The climbing conditions were excellent though once on the crag, fantastic turf helpful ice in the corners and cracks (enough to climb on) and well rimed rocks. No pictures of the climbing though as i took my 'good' camera which isnt at all waterproof.
The weather people talk of a bit of a thaw coming which will be very good to help stabilise the pack i think.
I'm going to go on a low angled, lazy family ski tour on Saturday and it will involve lots of hot chocolate and cake i'm hoping.

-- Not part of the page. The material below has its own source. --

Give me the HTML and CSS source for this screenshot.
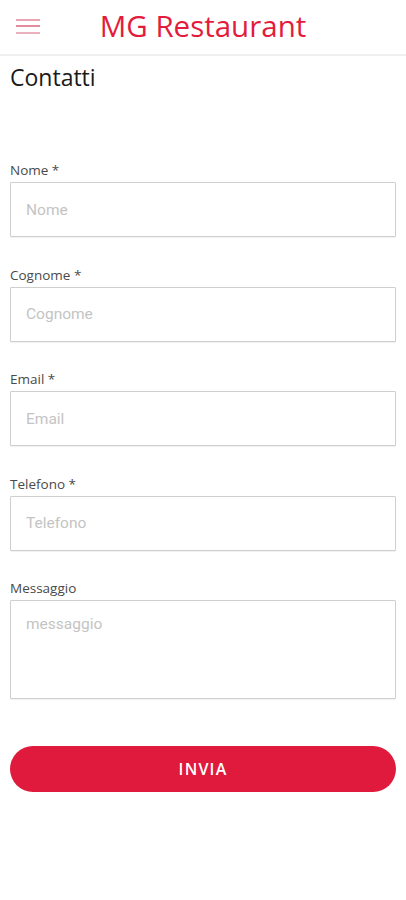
FILE: index.html
```html
<!DOCTYPE html>
<html lang="it">
<head>
<meta charset="utf-8">
<title>MG Restaurant - Contatti</title>
<link rel="stylesheet" href="styles.css">
</head>
<body>
<header class="topbar">
  <button class="menu-btn" aria-label="Menu">
    <svg width="24" height="16" viewBox="0 0 24 16"><rect x="0" y="0" width="24" height="2" fill="#e9a3b2"/><rect x="0" y="6" width="24" height="2" fill="#e38a9d"/><rect x="0" y="13" width="24" height="2" fill="#eab0bd"/></svg>
  </button>
  <h1 class="brand">MG Restaurant</h1>
</header>
<main class="page">
  <h2 class="page-title">Contatti</h2>
  <form class="contact-form">
    <div class="field">
      <label class="field-label">Nome *</label>
      <input class="field-input" type="text" placeholder="Nome">
    </div>
    <div class="field">
      <label class="field-label">Cognome *</label>
      <input class="field-input" type="text" placeholder="Cognome">
    </div>
    <div class="field">
      <label class="field-label">Email *</label>
      <input class="field-input" type="email" placeholder="Email">
    </div>
    <div class="field">
      <label class="field-label">Telefono *</label>
      <input class="field-input" type="tel" placeholder="Telefono">
    </div>
    <div class="field">
      <label class="field-label">Messaggio</label>
      <textarea class="field-input field-textarea" placeholder="messaggio"></textarea>
    </div>
    <button class="submit-btn" type="button">INVIA</button>
  </form>
</main>
</body>
</html>
```
FILE: styles.css
```css
* { box-sizing: border-box; }
html, body { margin: 0; padding: 0; background: #fff; }
body { font-family: "Open Sans", "Liberation Sans", sans-serif; color: #222; }

.topbar {
  height: 56px;
  display: flex;
  align-items: center;
  justify-content: center;
  position: relative;
  border-bottom: 2px solid #f0f0f0;
}
.menu-btn {
  position: absolute;
  left: 16px;
  top: 19px;
  background: none;
  border: 0;
  padding: 0;
  line-height: 0;
}
.brand {
  margin: 0;
  font-weight: 400;
  font-size: 29.5px;
  color: #e31b3c;
  line-height: 1;
  padding-bottom: 3px;
}

.page { padding: 0 10px; }
.page-title {
  margin: 6px 0 0;
  font-weight: 400;
  font-size: 23px;
  line-height: 30px;
  color: #1a1a1a;
}

.contact-form {
  display: flex;
  flex-direction: column;
  gap: 28.5px;
  padding-top: 69px;
}
.field { display: flex; flex-direction: column; }
.field-label {
  font-size: 13.5px;
  line-height: 18px;
  color: #4a4a4a;
  margin-bottom: 3px;
}
.field-input {
  height: 55px;
  border: 1px solid #cfcfcf;
  border-radius: 1px;
  box-shadow: 0 1px 1px rgba(0,0,0,0.06);
  padding: 0 15px;
  font-family: Roboto, "Liberation Sans", sans-serif;
  font-size: 15.5px;
  color: #333;
  background: #fff;
  outline: none;
}
.field-input::placeholder { color: #c4c4c4; }
.field-textarea {
  height: 99px;
  padding: 14px 15px;
  resize: none;
}
.submit-btn {
  margin-top: 18px;
  height: 46px;
  border: 0;
  border-radius: 23px;
  background: #e01a3c;
  color: #fff;
  font-family: "Open Sans", "Liberation Sans", sans-serif;
  font-size: 16px;
  font-weight: 600;
  letter-spacing: 1.2px;
}
```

Thursday, January 06, 2011

Northern Cairngorms climbing and Avalanche conditions








Winter climbing conditons in the Loch Avon Basin (see pictures taken yeaterday) and the Northern Corries are pretty good at the moment. I have heard of people complaining about too much snow and icy cracks but hey, it's winter, so just adjust your objective to suit; there are lots of options.
I was on Carn etchachan yeaterday and found excellent conditions and useful ice in many places. However, the avalanche conditions are quite dangerous in specific locations. On Tuesday and Wednesday morning the wind had a southerly aspect to it loading the newly fallen snow onto anything that was vaugly North in aspect; i.e. most of the climbing venues. I triggered an avalanche on the Goat Track at 9.30am whilst ascending via its blunt spur on the (climber's) right and the avalanche propagated sideways and upwards. The old icy layer from the weekend that i have previously mentioned is acting as a very dangerous sliding layer and will probably be in the pack for some kind to come till we get a strong thaw to melt it.
We continued up the ridge and joked that we had now made the Goat track safer for everyone else! I noted whilst descending down to the bottom of Hells Lum that the snow had a good chance of avalanching here also even though it is on the windward side (probably due to snow accumulations coming down Hells Lum) and again the danger came from the hard icy layer at the top of the old snow pack. Whilst on the cliff i also saw the Grade 1 gully Castlegates Gully between Carn etchachan and Shelter Stone spontaneously avalanche at about 2pm from the top to the bottom.
We had the luxury of being able to do part of the walk back home in the daylight and i noted dangerous slopes on many different aspects. We walked over 1141 and down the ski area. Watch out for the tops of the easy gullies in the Northern Corries as they looked awe full when we walked passed them. The wind changed in the afternoon to a more westerly wind but this will still continue to load a lot of gully exits in the Corries.

Monday, January 03, 2011

Lochnagar



On the flight back north i tried to peek out of the windows to see how much snow had gone and help me where i should go for the next few days, but alas the thick cloud obscured the hills below. With reports of the thaw being worse in the west and a new front arriving from the west i went to Lochnagar. I haven't been there for a number of years and must say i really like the place and intend to make the long drive again this winter. Even the easy routes there still boast garden loads of turf and the contrast to the denuded Northern Corries is quite stark.
We tried a hard route on the Pinnacle area as that area appeared the most wintry (see photos) but found that the cracks were full of hard water ice, causing on one pitch a very thought provoking 15m runout of precarious climbing on what should have been a stitch-able crack. We abbed off and moved onto an easier buttress route.
There were about 7 or 8 teams in the corrie on routes up to V. A party on Grovel wall reported slow climbing and laborious digging for gear in the sugary snow on the crag. This was indicative i think of many of the routes at the moment. The snow on the approach and at the top is mostly hard packed and would be desperate without crampons; the ski touring conditions throughout the Cairngorms at the moment wouldn't be much fun until we get some more fresh snow, which may arrive in the next few days.
I'm hearing some good things about ice climbing in several locations and so hope to investigate this later this week.